- TASK TO COMPLETE:
Show every line in the records below that contains the word "this".

- DATA EXCERPTS:

◇ ◇ ◇ ◇ ◇ ◇ ◇

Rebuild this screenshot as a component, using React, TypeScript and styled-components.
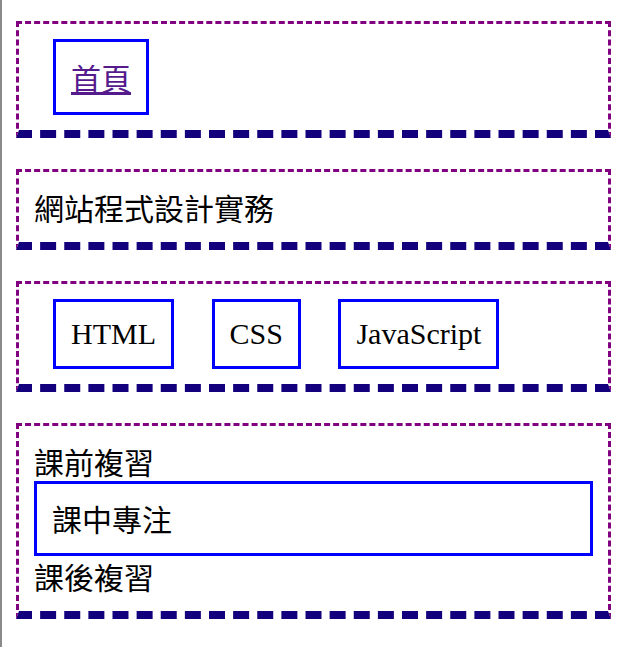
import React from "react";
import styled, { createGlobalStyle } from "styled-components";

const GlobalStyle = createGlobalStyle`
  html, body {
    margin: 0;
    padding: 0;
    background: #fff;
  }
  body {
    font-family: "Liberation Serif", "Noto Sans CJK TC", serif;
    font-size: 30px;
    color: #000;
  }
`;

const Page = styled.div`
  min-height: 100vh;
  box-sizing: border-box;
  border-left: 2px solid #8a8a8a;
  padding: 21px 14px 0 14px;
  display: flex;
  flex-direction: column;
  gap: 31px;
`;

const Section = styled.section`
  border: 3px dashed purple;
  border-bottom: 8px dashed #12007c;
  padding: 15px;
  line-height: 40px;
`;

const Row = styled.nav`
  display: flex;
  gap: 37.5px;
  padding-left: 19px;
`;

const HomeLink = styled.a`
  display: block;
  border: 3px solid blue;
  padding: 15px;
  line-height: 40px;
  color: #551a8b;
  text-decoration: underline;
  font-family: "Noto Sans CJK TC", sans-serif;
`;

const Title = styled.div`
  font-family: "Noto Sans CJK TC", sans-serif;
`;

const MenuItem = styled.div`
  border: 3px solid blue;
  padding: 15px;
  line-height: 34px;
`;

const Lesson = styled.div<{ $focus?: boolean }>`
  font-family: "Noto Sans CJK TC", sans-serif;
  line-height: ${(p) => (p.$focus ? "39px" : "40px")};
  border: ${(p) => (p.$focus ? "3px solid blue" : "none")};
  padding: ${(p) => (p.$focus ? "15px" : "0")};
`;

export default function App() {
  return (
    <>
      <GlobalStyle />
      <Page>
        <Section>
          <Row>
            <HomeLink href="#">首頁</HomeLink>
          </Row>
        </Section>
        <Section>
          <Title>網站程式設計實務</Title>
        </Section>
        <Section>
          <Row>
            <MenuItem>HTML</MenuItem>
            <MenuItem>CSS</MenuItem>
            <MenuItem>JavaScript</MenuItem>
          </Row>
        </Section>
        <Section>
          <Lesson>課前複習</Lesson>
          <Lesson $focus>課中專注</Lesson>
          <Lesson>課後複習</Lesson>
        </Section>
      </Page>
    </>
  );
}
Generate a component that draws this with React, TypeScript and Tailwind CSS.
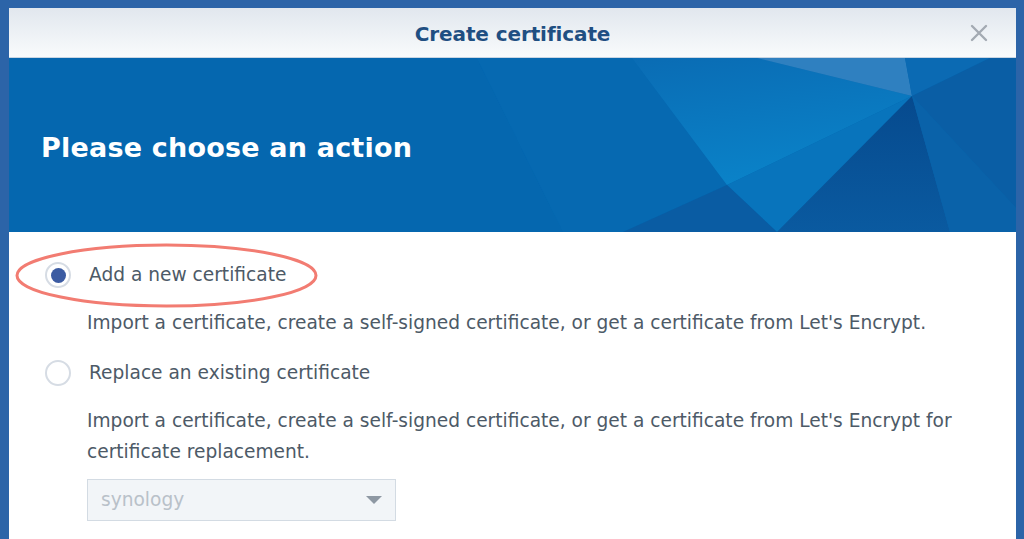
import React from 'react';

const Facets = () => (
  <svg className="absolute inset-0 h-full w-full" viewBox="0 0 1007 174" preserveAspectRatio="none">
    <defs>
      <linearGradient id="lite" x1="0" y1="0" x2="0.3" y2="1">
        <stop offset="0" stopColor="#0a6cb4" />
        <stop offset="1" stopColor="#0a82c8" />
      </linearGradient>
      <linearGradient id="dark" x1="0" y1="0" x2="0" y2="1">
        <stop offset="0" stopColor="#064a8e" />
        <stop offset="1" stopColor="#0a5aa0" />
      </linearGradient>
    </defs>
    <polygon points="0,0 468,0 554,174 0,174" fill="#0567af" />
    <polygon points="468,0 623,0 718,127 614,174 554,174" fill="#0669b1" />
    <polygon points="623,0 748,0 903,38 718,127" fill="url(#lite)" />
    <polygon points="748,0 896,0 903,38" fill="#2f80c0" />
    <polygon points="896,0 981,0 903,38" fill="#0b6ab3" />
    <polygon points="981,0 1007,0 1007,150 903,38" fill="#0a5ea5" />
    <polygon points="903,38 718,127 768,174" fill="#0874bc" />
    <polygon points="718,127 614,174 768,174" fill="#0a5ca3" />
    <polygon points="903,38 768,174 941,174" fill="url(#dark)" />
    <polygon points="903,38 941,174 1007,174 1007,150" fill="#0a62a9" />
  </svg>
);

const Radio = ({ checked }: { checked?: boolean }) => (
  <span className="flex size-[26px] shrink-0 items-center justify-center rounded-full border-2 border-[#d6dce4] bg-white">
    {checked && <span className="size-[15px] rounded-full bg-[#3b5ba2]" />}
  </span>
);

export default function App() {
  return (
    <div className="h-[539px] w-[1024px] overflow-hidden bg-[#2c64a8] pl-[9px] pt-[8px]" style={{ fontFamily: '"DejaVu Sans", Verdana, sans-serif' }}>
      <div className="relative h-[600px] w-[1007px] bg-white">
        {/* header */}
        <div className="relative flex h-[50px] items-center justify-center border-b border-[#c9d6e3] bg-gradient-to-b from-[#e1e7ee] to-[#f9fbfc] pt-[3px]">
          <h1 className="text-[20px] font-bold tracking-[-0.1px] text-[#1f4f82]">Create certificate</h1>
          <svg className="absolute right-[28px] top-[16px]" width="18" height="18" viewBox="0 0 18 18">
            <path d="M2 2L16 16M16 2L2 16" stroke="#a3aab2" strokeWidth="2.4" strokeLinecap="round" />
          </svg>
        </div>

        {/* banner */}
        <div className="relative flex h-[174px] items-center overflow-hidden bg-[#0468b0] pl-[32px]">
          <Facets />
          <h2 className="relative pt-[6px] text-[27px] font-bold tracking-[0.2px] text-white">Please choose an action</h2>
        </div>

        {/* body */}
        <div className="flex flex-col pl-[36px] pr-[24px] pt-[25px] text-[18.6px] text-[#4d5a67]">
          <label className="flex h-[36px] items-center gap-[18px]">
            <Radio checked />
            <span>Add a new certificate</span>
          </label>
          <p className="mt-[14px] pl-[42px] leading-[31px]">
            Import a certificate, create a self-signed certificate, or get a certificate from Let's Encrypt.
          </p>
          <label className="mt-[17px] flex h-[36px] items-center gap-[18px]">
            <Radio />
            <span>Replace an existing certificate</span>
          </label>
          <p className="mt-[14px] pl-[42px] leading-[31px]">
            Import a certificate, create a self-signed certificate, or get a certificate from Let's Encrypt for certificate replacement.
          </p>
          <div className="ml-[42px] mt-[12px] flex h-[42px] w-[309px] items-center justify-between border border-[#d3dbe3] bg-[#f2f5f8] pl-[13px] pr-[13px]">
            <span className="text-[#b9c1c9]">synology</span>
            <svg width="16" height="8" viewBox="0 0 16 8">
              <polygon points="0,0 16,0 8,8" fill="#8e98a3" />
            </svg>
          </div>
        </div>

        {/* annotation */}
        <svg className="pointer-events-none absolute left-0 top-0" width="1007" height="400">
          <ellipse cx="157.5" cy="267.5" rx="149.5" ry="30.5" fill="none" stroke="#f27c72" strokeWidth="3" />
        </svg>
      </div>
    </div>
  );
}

◇ ◇ ◇ ◇ ◇ ◇ ◇

- WRITTEN SOLUTION:
Rebuild this screenshot as a component, using React, TypeScript and styled-components.
Generate a component that draws this with React, TypeScript and Tailwind CSS.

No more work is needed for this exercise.